Snapshot 2, Anarchy in San Francisco:
Lunchtime on Market and Main. Cops arrest non-violent protestors who sit in junction. Ratio: 6 police to every protestor. They fence us in on pavement, orc-line of cops up the street, all the way to Embarcadero. Female Asian officer right in front of me. Younger than me. Our faces level. No–eye–contact, gun-fat-on-hip, club-at-ready, legs-apart-boots-planted. Behind her, 4 cops carry limp protestor to van. I lean forward, eyes strain to record – one foot touches road. Her club, eyes, body, swing at me – GET BACK.

I've been waiting days to cry, thought my tears eloped with hope.
Now, before Officer I. Michaud, SFPD #915, and her cohorts, I cry.
Stand. Breathe. Cry.

Workplace conversation, day 2 of war.
"Are you all right?"
"No. 4 million pounds of bombs are falling on Iraq."
"Boy, you're not much fun today."
Did anyone have to explain not being `all right' on 9/11?

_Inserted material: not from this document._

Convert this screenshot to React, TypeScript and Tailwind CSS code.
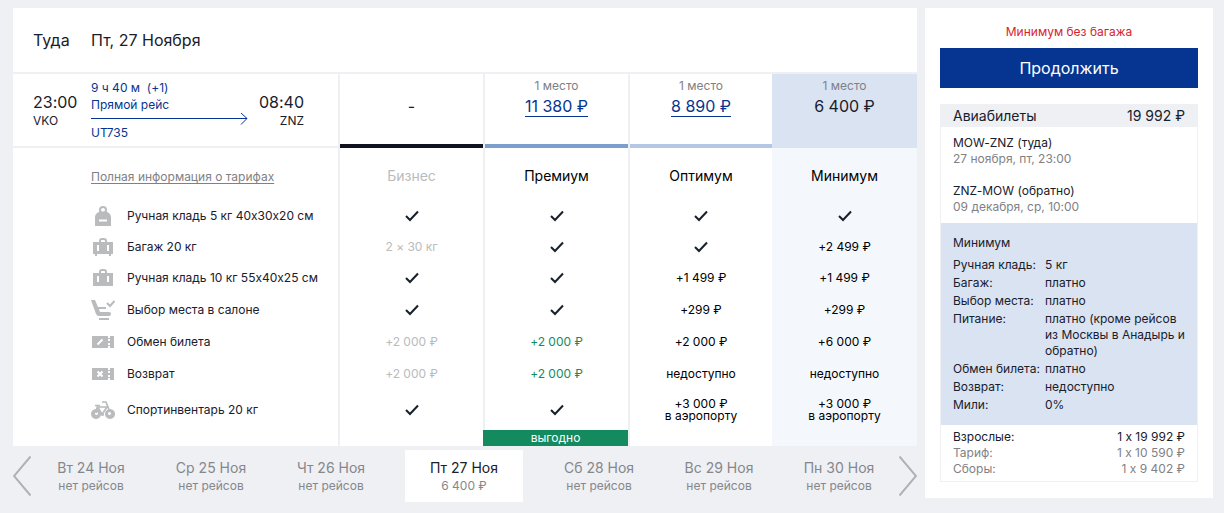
import clsx from "clsx";
import type { ReactNode } from "react";

type Cell = { text: string; tone?: "muted" | "good" } | "check";

const CHECK: Cell = "check";

const tariffs = [
  { name: "Бизнес", seats: "", price: "", bar: "border-[#10131f]" },
  { name: "Премиум", seats: "1 место", price: "11 380 ₽", bar: "border-[#7c9fcd]" },
  { name: "Оптимум", seats: "1 место", price: "8 890 ₽", bar: "border-[#b4c7e5]" },
  { name: "Минимум", seats: "1 место", price: "6 400 ₽", bar: "border-[#dae3f2]", selected: true },
];

const rows: { label: string; icon: ReactNode; height: string; cells: Cell[] }[] = [
  {
    label: "Ручная кладь 5 кг 40x30x20 см",
    icon: <BackpackIcon />,
    height: "h-[31px]",
    cells: [CHECK, CHECK, CHECK, CHECK],
  },
  {
    label: "Багаж 20 кг",
    icon: <SuitcaseIcon feet />,
    height: "h-[31px]",
    cells: [{ text: "2 × 30 кг", tone: "muted" }, CHECK, CHECK, { text: "+2 499 ₽" }],
  },
  {
    label: "Ручная кладь 10 кг 55x40x25 см",
    icon: <SuitcaseIcon />,
    height: "h-8",
    cells: [CHECK, CHECK, { text: "+1 499 ₽" }, { text: "+1 499 ₽" }],
  },
  {
    label: "Выбор места в салоне",
    icon: <SeatIcon />,
    height: "h-8",
    cells: [CHECK, CHECK, { text: "+299 ₽" }, { text: "+299 ₽" }],
  },
  {
    label: "Обмен билета",
    icon: <TicketIcon mark="edit" />,
    height: "h-8",
    cells: [
      { text: "+2 000 ₽", tone: "muted" },
      { text: "+2 000 ₽", tone: "good" },
      { text: "+2 000 ₽" },
      { text: "+6 000 ₽" },
    ],
  },
  {
    label: "Возврат",
    icon: <TicketIcon mark="cross" />,
    height: "h-8",
    cells: [
      { text: "+2 000 ₽", tone: "muted" },
      { text: "+2 000 ₽", tone: "good" },
      { text: "недоступно" },
      { text: "недоступно" },
    ],
  },
  {
    label: "Спортинвентарь 20 кг",
    icon: <BikeIcon />,
    height: "h-10",
    cells: [CHECK, CHECK, { text: "+3 000 ₽\nв аэропорту" }, { text: "+3 000 ₽\nв аэропорту" }],
  },
];

const days = [
  { date: "Вт 24 Ноя", info: "нет рейсов" },
  { date: "Ср 25 Ноя", info: "нет рейсов" },
  { date: "Чт 26 Ноя", info: "нет рейсов" },
  { date: "Пт 27 Ноя", info: "6 400 ₽", active: true },
  { date: "Сб 28 Ноя", info: "нет рейсов" },
  { date: "Вс 29 Ноя", info: "нет рейсов" },
  { date: "Пн 30 Ноя", info: "нет рейсов" },
];

const conditions = [
  ["Ручная кладь:", "5 кг"],
  ["Багаж:", "платно"],
  ["Выбор места:", "платно"],
  ["Питание:", "платно (кроме рейсов из Москвы в Анадырь и обратно)"],
  ["Обмен билета:", "платно"],
  ["Возврат:", "недоступно"],
  ["Мили:", "0%"],
];

function BackpackIcon() {
  return (
    <svg width="24" height="20" viewBox="0 0 24 20" aria-hidden="true">
      <circle cx="12" cy="4" r="3" fill="none" stroke="#b9bbbd" strokeWidth="2" />
      <path
        fill="#b9bbbd"
        fillRule="evenodd"
        d="M4 20v-8.500C4 8 7 5.500 10 5.500h4c3 0 6 2.500 6 6V20zM8 13.500v2h8v-2z"
      />
    </svg>
  );
}

function SuitcaseIcon({ feet = false }: { feet?: boolean }) {
  return (
    <svg width="24" height="18" viewBox="0 0 24 18" aria-hidden="true">
      <path d="M9 5V3q0-2 2-2h2q2 0 2 2v2" fill="none" stroke="#b9bbbd" strokeWidth="2" />
      <path
        fill="#b9bbbd"
        fillRule="evenodd"
        d="M2 4h20v12H2zM6 7v6h2V7zM16 7v6h2V7z"
      />
      {feet ? (
        <path fill="#b9bbbd" d="M4 16h2v2H4zM18 16h2v2h-2z" />
      ) : (
        <path fill="#b9bbbd" d="M2 16h20v1H2z" />
      )}
    </svg>
  );
}

function SeatIcon() {
  return (
    <svg width="24" height="20" viewBox="0 0 24 20" aria-hidden="true">
      <path fill="#b9bbbd" d="M0 0h4l3 7h8v2H8l1 3h9q2 0 2 2t-2 2H8q-2 0-3-2z" />
      <path fill="#b9bbbd" d="M8 18h10v2H8z" />
      <path d="M16 3l3 3 4.500-5" fill="none" stroke="#b9bbbd" strokeWidth="2" />
    </svg>
  );
}

function TicketIcon({ mark }: { mark: "edit" | "cross" }) {
  return (
    <svg width="24" height="12" viewBox="0 0 24 12" aria-hidden="true">
      <path
        fill="#b9bbbd"
        fillRule="evenodd"
        d="M1 0h16v2h2V0h4v12h-4v-2h-2v2H1zM17 3v2h2V3zM17 7v2h2V7z"
      />
      {mark === "edit" ? (
        <path d="M6.500 8.500l5-5" stroke="#fff" strokeWidth="2" />
      ) : (
        <path d="M6.500 3.500l5 5M11.500 3.500l-5 5" stroke="#fff" strokeWidth="2" />
      )}
    </svg>
  );
}

function BikeIcon() {
  return (
    <svg width="24" height="18" viewBox="0 0 24 18" aria-hidden="true">
      <path
        fill="#b9bbbd"
        fillRule="evenodd"
        d="M5 8a5 5 0 1 0 .01 0zM5.500 11a1.500 1.500 0 1 1-.01 0zM19 8a5 5 0 1 0 .01 0zM18.500 11a1.500 1.500 0 1 1-.01 0z"
      />
      <path
        d="M4 4.500h5M6.500 5l-1.500 7M6.500 5.500l4.500 8 5-7.500H8M11 1h4l4 10"
        fill="none"
        stroke="#b9bbbd"
        strokeWidth="1.700"
        strokeLinejoin="round"
      />
      <circle cx="11.500" cy="13.500" r="1.500" fill="#b9bbbd" />
    </svg>
  );
}

function CheckIcon() {
  return (
    <svg width="14" height="12" viewBox="0 0 14 12" role="img" aria-label="включено" className="mx-auto">
      <path d="M1 6l4 4 8-8.500" fill="none" stroke="#18202c" strokeWidth="2" />
    </svg>
  );
}

function Chevron({ flip = false }: { flip?: boolean }) {
  return (
    <svg width="18" height="40" viewBox="0 0 18 40" aria-hidden="true" className={clsx(flip && "rotate-180")}>
      <path d="M17.500 .5L1 20l16.500 19.500" fill="none" stroke="#adb0b4" strokeWidth="2" />
    </svg>
  );
}

function FlightCell() {
  return (
    <div className="flex h-[74px] items-start border-b-2 border-[#eff0f4] pr-[34px] pl-5 text-[#18202c]">
      <div className="w-[58px] pt-[18px]">
        <p className="text-base leading-5">23:00</p>
        <p className="text-xs leading-[18px]">VKO</p>
      </div>
      <div className="w-[157px] pt-[6px] text-xs text-[#063591]">
        <p className="leading-4">9 ч 40 м&nbsp; (+1)</p>
        <p className="leading-[18px]">Прямой рейс</p>
        <svg viewBox="0 0 157 12" width="157" height="12" aria-hidden="true" className="-mt-px">
          <path d="M0 5.500h156M150 0l6 5.500-6 6" fill="none" stroke="#063591" />
        </svg>
        <p className="leading-4">UT735</p>
      </div>
      <div className="flex-1 pt-[18px] text-right">
        <p className="text-base leading-5">08:40</p>
        <p className="text-xs leading-[18px]">ZNZ</p>
      </div>
    </div>
  );
}

function TariffTable() {
  return (
    <table className="w-full table-fixed border-separate border-spacing-0 bg-white">
      <colgroup>
        <col />
        <col className="w-[145px]" />
        <col className="w-[145px]" />
        <col className="w-[144px]" />
        <col className="w-[145px]" />
      </colgroup>
      <thead>
        <tr>
          <td className="p-0">
            <FlightCell />
          </td>
          {tariffs.map((t) => (
            <td
              key={t.name}
              className={clsx("p-0 text-center", t.selected ? "bg-[#dae3f2]" : "border-l-2 border-[#eff0f4]")}
            >
              <div className={clsx("h-[74px] border-b-4 pt-1", t.bar)}>
                {t.price ? (
                  <>
                    <p className="text-xs leading-4 text-[#7f8185]">{t.seats}</p>
                    <button
                      type="button"
                      className={clsx(
                        "border-b text-base leading-5",
                        t.selected ? "border-transparent text-[#18202c]" : "border-[#063591] text-[#063591]"
                      )}
                    >
                      {t.price}
                    </button>
                  </>
                ) : (
                  <p className="pt-4 text-base leading-6 text-[#18202c]">-</p>
                )}
              </div>
            </td>
          ))}
        </tr>
        <tr className="h-[52px] text-sm">
          <td className="pt-1 pl-[78px]">
            <a href="#tariffs" className="text-xs text-[#7f8185] underline underline-offset-2">
              Полная информация о тарифах
            </a>
          </td>
          {tariffs.map((t) => (
            <th
              key={t.name}
              scope="col"
              className={clsx(
                "p-0 pt-1 text-center font-normal",
                t.price ? "text-black" : "text-[#b9bbbd]",
                t.selected ? "bg-[#f4f7fc]" : "border-l-2 border-[#eff0f4]"
              )}
            >
              {t.name}
            </th>
          ))}
        </tr>
      </thead>
      <tbody>
        {rows.map((row) => (
          <tr key={row.label} className={clsx(row.height, "text-xs leading-3")}>
            <th scope="row" className="p-0 pl-[78px] text-left font-normal text-[#18202c]">
              <span className="flex items-center gap-3">
                {row.icon}
                {row.label}
              </span>
            </th>
            {row.cells.map((cell, i) => (
              <td
                key={tariffs[i].name}
                className={clsx(
                  "p-0 text-center whitespace-pre-line",
                  tariffs[i].selected ? "bg-[#f4f7fc]" : "border-l-2 border-[#eff0f4]",
                  cell === "check" || !cell.tone
                    ? "text-black"
                    : cell.tone === "muted"
                      ? "text-[#b9bbbd]"
                      : "text-[#148a5f]"
                )}
              >
                {cell === "check" ? <CheckIcon /> : cell.text}
              </td>
            ))}
          </tr>
        ))}
      </tbody>
      <tfoot>
        <tr className="h-4 text-xs leading-4">
          <td className="p-0" />
          <td className="border-l-2 border-[#eff0f4] p-0" />
          <td className="bg-[#148a5f] p-0 text-center text-white">выгодно</td>
          <td className="border-l-2 border-[#eff0f4] p-0" />
          <td className="bg-[#f4f7fc] p-0" />
        </tr>
      </tfoot>
    </table>
  );
}

function DayPicker() {
  return (
    <nav aria-label="Даты" className="flex items-center pt-1">
      <button type="button" aria-label="Предыдущие дни">
        <Chevron />
      </button>
      {days.map((d) => (
        <button
          key={d.date}
          type="button"
          className={clsx(
            "h-[52px] pt-px text-center",
            d.active ? "mr-4 ml-[14px] w-[118px] bg-white" : "flex-1 text-[#85878c]"
          )}
        >
          <span className={clsx("block text-sm leading-[18px]", d.active && "text-[#18202c]")}>{d.date}</span>
          <span className="block text-xs leading-[18px] text-[#85878c]">{d.info}</span>
        </button>
      ))}
      <button type="button" aria-label="Следующие дни">
        <Chevron flip />
      </button>
    </nav>
  );
}

function Summary() {
  return (
    <aside className="w-[288px] shrink-0 bg-white px-[15px] py-4 text-xs leading-4 text-[#18202c]">
      <p className="text-center text-[#d8232f]">Минимум без багажа</p>
      <button type="button" className="mt-2 h-10 w-full bg-[#063591] text-base text-white">
        Продолжить
      </button>
      <div className="mt-4 border border-[#eff0f4]">
        <div className="flex justify-between bg-[#eff0f4] px-3 text-sm leading-[22px]">
          <h2>Авиабилеты</h2>
          <span>19 992 ₽</span>
        </div>
        <div className="space-y-4 px-3 py-2">
          <div>
            <p>MOW-ZNZ (туда)</p>
            <p className="text-[#7f8185]">27 ноября, пт, 23:00</p>
          </div>
          <div>
            <p>ZNZ-MOW (обратно)</p>
            <p className="text-[#7f8185]">09 декабря, ср, 10:00</p>
          </div>
        </div>
        <div className="bg-[#dae3f2] p-3">
          <h3>Минимум</h3>
          <dl className="mt-[6px] grid grid-cols-[92px_1fr] gap-y-[2px]">
            {conditions.map(([term, value]) => (
              <div key={term} className="contents">
                <dt className="whitespace-nowrap">{term}</dt>
                <dd>{value}</dd>
              </div>
            ))}
          </dl>
        </div>
        <div className="px-3 py-1">
          <p className="flex justify-between">
            <span>Взрослые:</span>
            <span>1 x 19 992 ₽</span>
          </p>
          <p className="flex justify-between text-[#7f8185]">
            <span>Тариф:</span>
            <span>1 x 10 590 ₽</span>
          </p>
          <p className="flex justify-between text-[#7f8185]">
            <span>Сборы:</span>
            <span>1 x 9 402 ₽</span>
          </p>
        </div>
      </div>
    </aside>
  );
}

export default function App() {
  return (
    // calt off, otherwise Inter turns the "x" in 40x30x20 into a multiplication sign
    <div className="flex min-h-screen items-start gap-2 bg-[#eff0f4] py-2 pr-[11px] pl-[13px] font-['Inter',sans-serif] [font-feature-settings:'calt'_0]">
      <main className="min-w-0 flex-1">
        <header className="flex h-[66px] items-center border-b-2 border-[#eff0f4] bg-white pl-5 text-base text-[#18202c]">
          <span className="w-[58px]">Туда</span>
          <h1>Пт, 27 Ноября</h1>
        </header>
        <TariffTable />
        <DayPicker />
      </main>
      <Summary />
    </div>
  );
}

Palpable bewilderment of Pentagon, plaintive wail of playground bully: "But they weren't supposed to fight back!"

Dispatch, 1897, from Commander Jackson, British Army in Kenya, on resistance of Nandi people to British invasion: "...the ignorance of the people is so extreme that it is impossible to convey to such savages that the occupation of their country is not harmful to them..."

Column headline in Kenya's Daily Nation: "Pray That Kenya Never Discovers Oil."

"I want to do a Rip Van Winkle," I tell my lover. "Wake me in a hundred years if anything's better. If not, don't bother."
"Poor baby," he responds. "You need to drink more coffee."

I am chanting for the dead and dying, for the screaming survivors. Sarvesham shantir bhavatu – may peace be unto all. Sarvesham purnam bhavatu – may wholeness be unto all. May all be free of sorrow, pain, may all look to the good of others. I am chanting to hold my breath to my soul, my gut to my breath, my heart to my gut, my brain to my breathing heart.

"Ring the bell that still can ring." croons Leonard Cohen in his song, Anthem. "Forget your perfect offering, There is a crack in
everything. That's how the light gets in. That's how the light gets in."